REQUIRED TASK:
Report all lines holding "styles".

═══ COLLECTED MATERIAL

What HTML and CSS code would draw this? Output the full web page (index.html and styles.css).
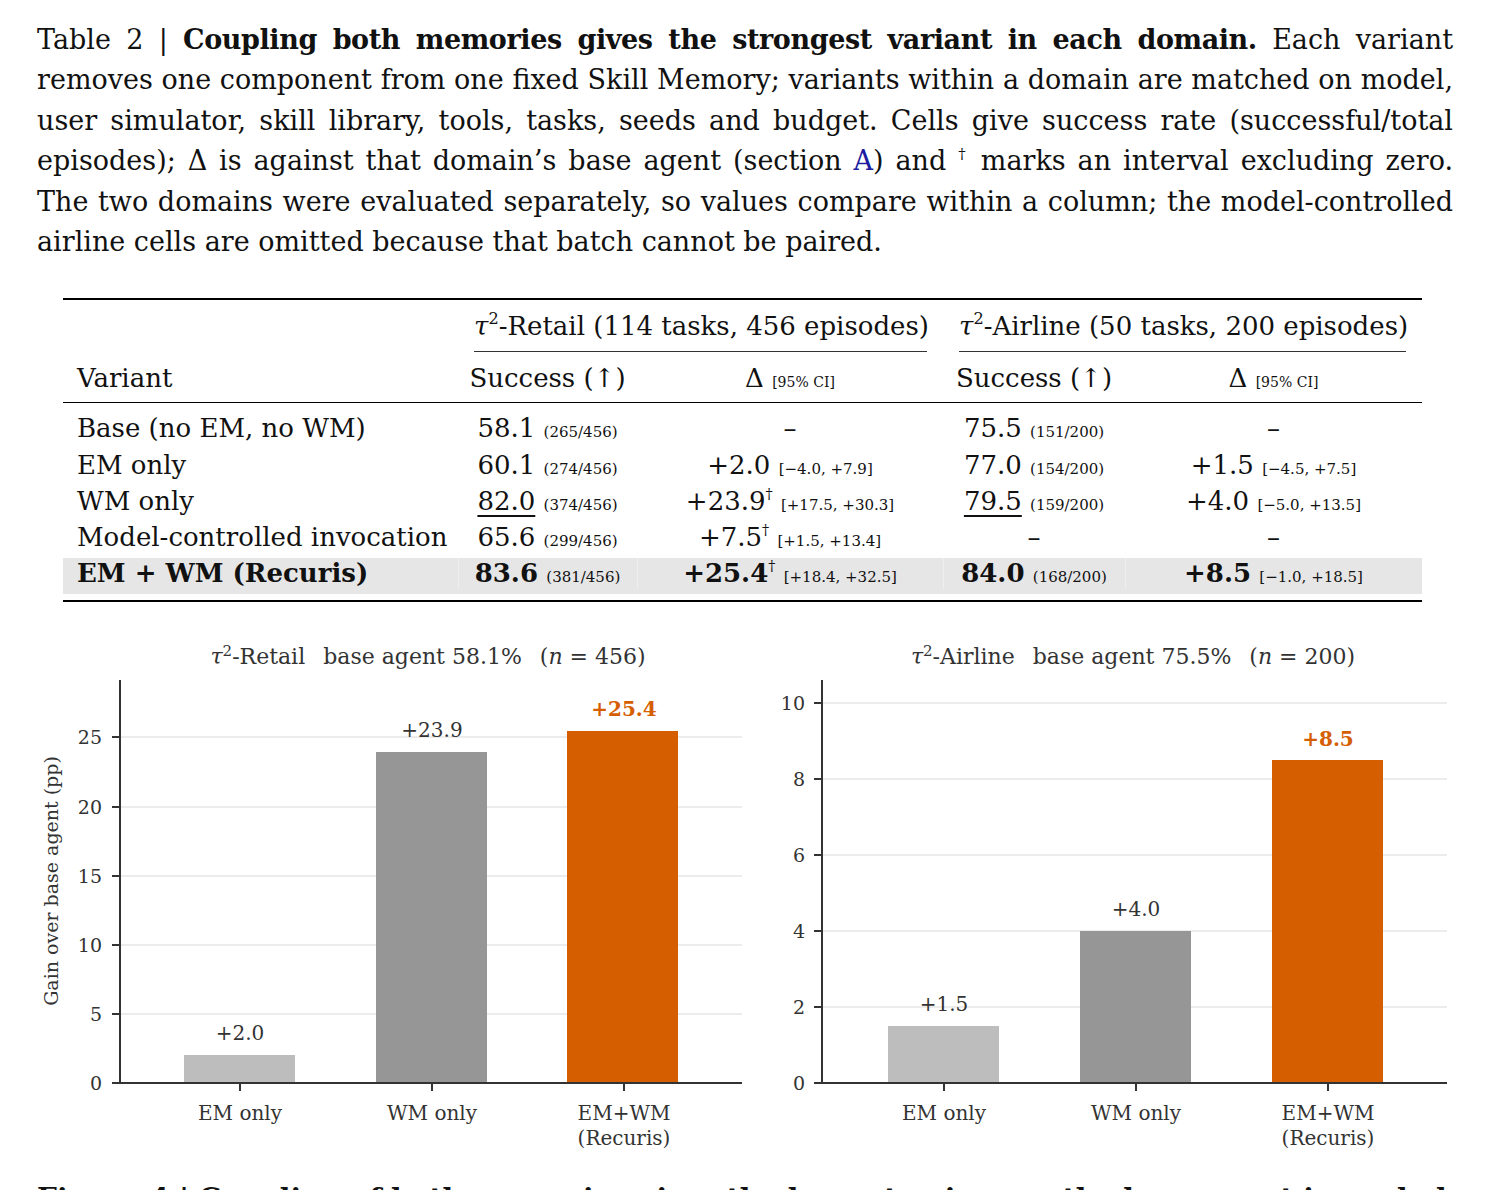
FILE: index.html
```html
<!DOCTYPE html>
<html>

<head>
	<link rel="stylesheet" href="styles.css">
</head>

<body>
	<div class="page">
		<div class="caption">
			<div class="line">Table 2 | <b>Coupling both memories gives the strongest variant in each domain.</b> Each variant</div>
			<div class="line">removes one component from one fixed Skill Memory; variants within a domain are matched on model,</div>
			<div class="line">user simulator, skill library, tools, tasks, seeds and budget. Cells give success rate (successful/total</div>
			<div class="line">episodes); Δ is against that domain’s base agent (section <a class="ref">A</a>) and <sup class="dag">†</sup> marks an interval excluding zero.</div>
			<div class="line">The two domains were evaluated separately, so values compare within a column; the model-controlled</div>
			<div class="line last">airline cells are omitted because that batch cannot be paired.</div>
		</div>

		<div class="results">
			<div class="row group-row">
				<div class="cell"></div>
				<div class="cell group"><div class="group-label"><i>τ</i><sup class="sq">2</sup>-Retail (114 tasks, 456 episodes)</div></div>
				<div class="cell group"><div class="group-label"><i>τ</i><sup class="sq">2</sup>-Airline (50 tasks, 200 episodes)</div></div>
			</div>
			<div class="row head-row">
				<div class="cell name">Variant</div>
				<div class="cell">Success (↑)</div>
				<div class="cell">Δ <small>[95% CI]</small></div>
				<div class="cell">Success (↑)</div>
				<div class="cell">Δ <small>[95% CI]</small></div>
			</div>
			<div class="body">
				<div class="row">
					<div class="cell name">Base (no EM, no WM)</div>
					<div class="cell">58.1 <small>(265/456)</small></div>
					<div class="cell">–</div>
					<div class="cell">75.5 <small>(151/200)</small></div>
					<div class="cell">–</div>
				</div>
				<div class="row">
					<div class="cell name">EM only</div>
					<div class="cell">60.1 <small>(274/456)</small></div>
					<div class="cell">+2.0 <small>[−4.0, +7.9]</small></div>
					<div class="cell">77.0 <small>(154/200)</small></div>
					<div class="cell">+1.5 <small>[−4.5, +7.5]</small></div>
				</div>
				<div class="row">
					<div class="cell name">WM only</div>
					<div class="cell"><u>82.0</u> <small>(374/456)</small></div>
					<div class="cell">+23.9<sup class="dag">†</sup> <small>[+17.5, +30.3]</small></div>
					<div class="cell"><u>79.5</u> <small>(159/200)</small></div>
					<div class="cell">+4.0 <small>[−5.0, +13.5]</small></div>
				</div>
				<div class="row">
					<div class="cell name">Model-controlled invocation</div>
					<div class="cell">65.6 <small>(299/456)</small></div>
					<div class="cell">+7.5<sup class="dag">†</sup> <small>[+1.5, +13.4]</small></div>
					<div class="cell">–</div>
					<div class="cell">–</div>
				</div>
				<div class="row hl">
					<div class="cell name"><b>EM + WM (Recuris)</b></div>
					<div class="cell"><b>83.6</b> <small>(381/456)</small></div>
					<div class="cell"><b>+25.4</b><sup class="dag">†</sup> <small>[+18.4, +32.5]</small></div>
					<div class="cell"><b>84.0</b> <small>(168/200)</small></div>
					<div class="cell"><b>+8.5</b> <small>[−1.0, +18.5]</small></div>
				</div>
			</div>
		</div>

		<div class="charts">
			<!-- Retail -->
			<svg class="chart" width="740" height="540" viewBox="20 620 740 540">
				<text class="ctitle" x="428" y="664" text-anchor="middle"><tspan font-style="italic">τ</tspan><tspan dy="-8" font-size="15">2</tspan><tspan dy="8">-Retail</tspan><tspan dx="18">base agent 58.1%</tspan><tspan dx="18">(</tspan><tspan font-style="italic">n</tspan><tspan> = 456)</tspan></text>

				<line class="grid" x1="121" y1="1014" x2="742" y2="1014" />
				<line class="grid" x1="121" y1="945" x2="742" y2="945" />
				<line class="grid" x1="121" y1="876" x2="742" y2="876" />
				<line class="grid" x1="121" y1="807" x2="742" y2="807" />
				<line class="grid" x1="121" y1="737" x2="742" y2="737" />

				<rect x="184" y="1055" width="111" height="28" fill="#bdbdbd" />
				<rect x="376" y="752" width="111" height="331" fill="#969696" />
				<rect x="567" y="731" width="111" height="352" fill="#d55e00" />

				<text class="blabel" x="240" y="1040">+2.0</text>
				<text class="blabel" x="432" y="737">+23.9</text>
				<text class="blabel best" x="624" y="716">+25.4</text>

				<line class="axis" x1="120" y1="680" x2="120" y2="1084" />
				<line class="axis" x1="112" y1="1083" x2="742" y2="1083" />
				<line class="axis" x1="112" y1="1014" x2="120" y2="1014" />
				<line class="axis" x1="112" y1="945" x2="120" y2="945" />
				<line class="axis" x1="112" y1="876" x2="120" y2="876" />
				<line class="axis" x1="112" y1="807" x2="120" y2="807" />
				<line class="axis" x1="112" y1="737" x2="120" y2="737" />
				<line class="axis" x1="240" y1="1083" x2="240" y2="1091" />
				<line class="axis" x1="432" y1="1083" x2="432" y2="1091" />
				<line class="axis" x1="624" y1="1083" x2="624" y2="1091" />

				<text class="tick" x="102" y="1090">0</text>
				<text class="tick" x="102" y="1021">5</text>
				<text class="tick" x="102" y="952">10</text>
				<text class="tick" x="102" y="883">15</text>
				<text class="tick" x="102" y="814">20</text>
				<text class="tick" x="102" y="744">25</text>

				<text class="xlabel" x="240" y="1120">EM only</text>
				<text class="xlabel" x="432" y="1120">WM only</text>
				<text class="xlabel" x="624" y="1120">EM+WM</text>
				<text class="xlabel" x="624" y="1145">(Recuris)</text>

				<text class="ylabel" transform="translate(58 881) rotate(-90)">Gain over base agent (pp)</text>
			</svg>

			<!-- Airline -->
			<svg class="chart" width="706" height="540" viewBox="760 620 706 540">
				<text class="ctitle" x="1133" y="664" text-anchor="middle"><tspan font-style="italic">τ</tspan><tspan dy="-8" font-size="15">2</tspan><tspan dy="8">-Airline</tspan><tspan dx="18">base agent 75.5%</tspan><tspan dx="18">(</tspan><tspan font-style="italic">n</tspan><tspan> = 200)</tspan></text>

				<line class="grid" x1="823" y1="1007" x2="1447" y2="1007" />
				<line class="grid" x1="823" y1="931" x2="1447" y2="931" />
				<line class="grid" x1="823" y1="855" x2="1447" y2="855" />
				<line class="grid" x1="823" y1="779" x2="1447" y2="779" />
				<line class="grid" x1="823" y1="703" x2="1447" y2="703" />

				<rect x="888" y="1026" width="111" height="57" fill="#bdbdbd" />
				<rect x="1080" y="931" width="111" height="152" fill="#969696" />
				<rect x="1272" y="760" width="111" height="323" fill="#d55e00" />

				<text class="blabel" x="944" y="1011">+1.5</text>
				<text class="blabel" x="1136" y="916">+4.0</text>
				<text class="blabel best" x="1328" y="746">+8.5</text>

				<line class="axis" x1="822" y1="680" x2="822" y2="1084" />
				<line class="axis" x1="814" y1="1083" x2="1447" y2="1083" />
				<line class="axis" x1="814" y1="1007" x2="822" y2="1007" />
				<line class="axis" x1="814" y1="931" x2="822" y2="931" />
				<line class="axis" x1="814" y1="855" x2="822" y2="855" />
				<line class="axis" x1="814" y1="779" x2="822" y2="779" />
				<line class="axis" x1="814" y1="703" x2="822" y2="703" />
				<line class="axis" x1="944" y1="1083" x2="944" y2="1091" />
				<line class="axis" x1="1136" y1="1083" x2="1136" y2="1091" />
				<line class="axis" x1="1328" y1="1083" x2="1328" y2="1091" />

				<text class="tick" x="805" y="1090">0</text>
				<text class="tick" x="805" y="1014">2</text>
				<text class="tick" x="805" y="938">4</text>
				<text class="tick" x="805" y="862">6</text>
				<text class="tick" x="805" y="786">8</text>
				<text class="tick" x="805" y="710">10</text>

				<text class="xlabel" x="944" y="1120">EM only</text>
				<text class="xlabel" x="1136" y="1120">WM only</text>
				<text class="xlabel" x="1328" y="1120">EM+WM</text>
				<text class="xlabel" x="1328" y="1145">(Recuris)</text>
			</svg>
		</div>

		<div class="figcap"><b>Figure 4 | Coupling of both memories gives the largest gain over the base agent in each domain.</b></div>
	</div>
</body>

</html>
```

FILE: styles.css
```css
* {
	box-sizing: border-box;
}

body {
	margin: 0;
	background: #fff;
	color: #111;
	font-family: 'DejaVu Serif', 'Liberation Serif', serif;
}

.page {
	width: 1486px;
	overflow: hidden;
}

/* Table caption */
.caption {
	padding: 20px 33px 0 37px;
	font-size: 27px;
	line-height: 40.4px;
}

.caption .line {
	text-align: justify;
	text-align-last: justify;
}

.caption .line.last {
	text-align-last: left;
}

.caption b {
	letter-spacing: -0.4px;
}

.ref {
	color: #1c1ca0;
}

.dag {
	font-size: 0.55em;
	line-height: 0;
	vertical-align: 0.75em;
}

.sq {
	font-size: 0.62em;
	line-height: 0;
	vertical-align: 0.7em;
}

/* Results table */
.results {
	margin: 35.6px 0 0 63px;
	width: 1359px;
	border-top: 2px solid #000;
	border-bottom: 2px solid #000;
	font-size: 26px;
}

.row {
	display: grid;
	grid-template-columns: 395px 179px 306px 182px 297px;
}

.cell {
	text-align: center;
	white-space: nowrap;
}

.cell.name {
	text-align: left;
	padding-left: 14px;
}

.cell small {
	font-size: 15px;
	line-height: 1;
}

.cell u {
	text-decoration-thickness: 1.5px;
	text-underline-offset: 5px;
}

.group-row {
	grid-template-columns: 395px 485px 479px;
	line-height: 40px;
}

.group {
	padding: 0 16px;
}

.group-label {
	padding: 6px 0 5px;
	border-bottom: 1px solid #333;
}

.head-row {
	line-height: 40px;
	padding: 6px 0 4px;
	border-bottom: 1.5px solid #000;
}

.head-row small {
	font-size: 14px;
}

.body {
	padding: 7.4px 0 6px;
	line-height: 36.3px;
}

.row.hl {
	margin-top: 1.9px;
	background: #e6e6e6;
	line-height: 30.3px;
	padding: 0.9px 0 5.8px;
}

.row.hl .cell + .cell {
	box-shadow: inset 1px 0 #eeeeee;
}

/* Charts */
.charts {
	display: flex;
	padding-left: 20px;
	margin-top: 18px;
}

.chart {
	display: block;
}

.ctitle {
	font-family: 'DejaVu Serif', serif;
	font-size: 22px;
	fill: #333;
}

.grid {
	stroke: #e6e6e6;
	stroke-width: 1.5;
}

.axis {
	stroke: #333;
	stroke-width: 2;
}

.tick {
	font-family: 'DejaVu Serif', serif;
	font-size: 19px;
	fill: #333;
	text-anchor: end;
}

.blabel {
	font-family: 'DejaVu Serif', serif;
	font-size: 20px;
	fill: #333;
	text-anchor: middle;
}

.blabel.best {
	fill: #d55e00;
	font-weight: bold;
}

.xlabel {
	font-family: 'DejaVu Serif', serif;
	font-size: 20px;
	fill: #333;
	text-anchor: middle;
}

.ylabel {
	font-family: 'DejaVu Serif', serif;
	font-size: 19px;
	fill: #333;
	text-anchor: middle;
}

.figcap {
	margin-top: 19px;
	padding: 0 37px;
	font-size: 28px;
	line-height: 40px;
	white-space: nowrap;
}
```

══════

OUTPUT FOR THIS TASK:
What HTML and CSS code would draw this? Output the full web page (index.html and styles.css).
	<link rel="stylesheet" href="styles.css">
FILE: styles.css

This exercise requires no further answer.